两个时辰悄然过去,一切终于尘埃落定。素锦缓缓睁开双眸,柔声问道:“感觉如何?”萧若风舒展了一下四肢,脸上洋溢着畅快的神情,说道:“通体舒畅,经脉畅通无阻,身子暖和得很,从未有过这般的舒适之感。”
素锦微微点头,轻声叮嘱道:“往后,还是要多多注意保暖才是。”
言罢,她轻提衣摆,便欲起身离去。萧若风见状,心中一紧,急忙开口挽留:“素锦姑娘自从来到天启城,还未曾好好游玩过吧。不如这几日,由我陪姑娘四处逛逛,也算是略表谢意。”
素锦微微挑眉,美目凝视着他,轻声问道:“你向来对人都这般体贴入微吗?”
萧若风目光真挚,凝视着素锦的双眼,认真地说道:“姑娘是我第一个带回王府的女子,自是不同的。”
素锦微微一怔,旋即恢复平静,轻声说道:“你的病已然痊愈,我也该离开了。”
萧若风急忙摆手,语气中满是急切:“不着急走,再多住些时日吧。我带你好好游玩一番。”
素锦微微沉吟,眼中闪过一丝犹豫,最终轻轻点头:“也好。”
萧若风见她应允,心中大喜,笑道:“那好,今日我便带你去碉楼小筑,你不是喜欢那里的秋露白吗?我带你去喝。
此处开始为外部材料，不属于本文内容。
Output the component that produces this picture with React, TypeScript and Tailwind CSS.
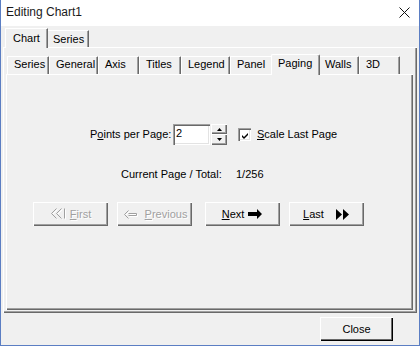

”
素锦微微歪头,眼中闪过一丝好奇,问道:“上次听你说你出自稷下学堂,那学堂里可有藏书?”
萧若风自信一笑,答道:“自然是有的。我这王府之中也设有藏书阁,姑娘若有兴致,随时都可去翻阅。至于稷下学堂的藏书阁,我与师父知会一声,姑娘便可前往。”
素锦微微欠身,轻声说道:“如此,多谢了。”萧若风急忙摆手,目光中满是感激:“不,该说谢谢的是我。好了,咱们走吧。”